The wait for Leela had signified something else for many people. It emblematized the wish to see how a brilliant story that busted the myth of masculinity could be adapted to the largely patriarchal terrains of popular cinema. Unni R's short story was ultimately about an impotent hero. A hero who could only build narratives around his masculine prowess, whose extreme narcissism failed to take note of the reality around him, who needed the underdogs of society, sex workers and pimps, to boost his self confidence by providing him with a semblance of virile strength that he lacked in real life. The story has a hero who weaves an elaborate sexual spectacle around the 'idea' of having sex with a nubile young girl resting on the trunk of an elephant. However, the brilliance of the story is in its climax when Kuttiappan's masculinity is revealed to be an empty sign, a spectacle devoid of any meaning. It is at that moment when the impotence of the male hero, the supposed savior of his women, is revealed in all its nakedness that the majestic beast of the jungle completes the story that Kuttiappan had woven, redeeming the girl in a sexual embrace of death.

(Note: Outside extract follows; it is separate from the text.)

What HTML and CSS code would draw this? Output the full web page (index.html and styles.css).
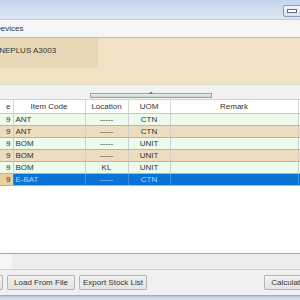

Much of our popular cinema derives its charm from the myths of masculinity and femininity it creates and seeks to perpetuate as natural and legitimate. The mark of a Ranjith scripted film, especially his trademark ones like Devasuram, Aramthamburan and Narasimham and his directorial debut Ravanaprabhu are these spectacles of masculinity. In these films, the director places his narrative of masculinity within a feudal nostalgia and therefore re-instates the erstwhile 'lords' and 'thamburans' (whom we fought to banish from a civil society) squarely back into the popular imagination. From the early 1990's onwards, this sparked off a cult of hegemonic masculinity in Malayalam cinema, where a mustache twirling, aggressive and sexually virile hero lords it over the masses and also his women. Though Ranjith tried to step away from such nauseating performances of masculinity in his later movies, the spectre he had unleashed upon Malayalam cinema proved to be its bane. These colossal masculine ego ideals became a social barometer as far as many Malayalee men and women were concerned.
Unni R
I'd hoped that by adapting Leela, Ranjith would be able to bust the very same myth he had helped entrench in the minds of the Malayalee audience. However, it's the politics of popular that triumphed to a certain level at the cost of Unni R's story that had carried the seeds of an extraordinary subversive energy. The impotent Kuttiappan with the elaborate rituals he builds around his narcissistic sexual ideal, the bubble of which is pricked in the end of the story, is exchanged for a protagonist, played to excellence by Biju Menon, who is a bundle of eccentricities which are affordable to him because of his rich lineage. However, the film tries to project him as a savior, and the climatic sequence has him declaring that he will give a life to the poor, hapless Leela by taking her home with him, implying a wedding. The short story's impotent hero has a clever makeover in the film in the image of a hero with a heart of gold. For the discerning spectator, Kuttiappan's eccentricities are clues to an extreme narcissism as is subtly suggested in the story. But the film fails to develop that. Thus, a movie which had the potential of busting the bubble of hegemonic masculinity in Malayalam cinema capitulates to the logic of the average movie buff and falls short of it.
However, it's in a marvelous casting that the movie triumphs. Biju Menon, through his easy intuitive acting, impressive voice modulation and a brilliant affected machismo, is a pleasure to watch, though this performance hasn't elicited the best from him. The black humor that was such a characteristic feature of the literary Kuttiappan is missing in the filmic counterpart, who is more somber in his efforts to sustain the bravado. Vijayaraghavan dazzles the eye with a stunning performance, so subtle and underplayed that he looks too natural to be cinematic. Jagadish is stunning in probably what could be his all-time best performance. Indrans pulls off an extremely convincing characterization with consummate artistry and control. Parvathy Nambiar is haunting and ethereal, bestowing an almost surreal effect on the film.
If the short story exposes the spectacle and drama built around notions of a virulent manhood and reveals the very constructedness of the idea of the omnipotent male, the film, while struggling to adapt this plot, actually betrays the quintessential anxiety of popular cinema – How to sustain our myths of masculinity, no matter how crisis ridden they are?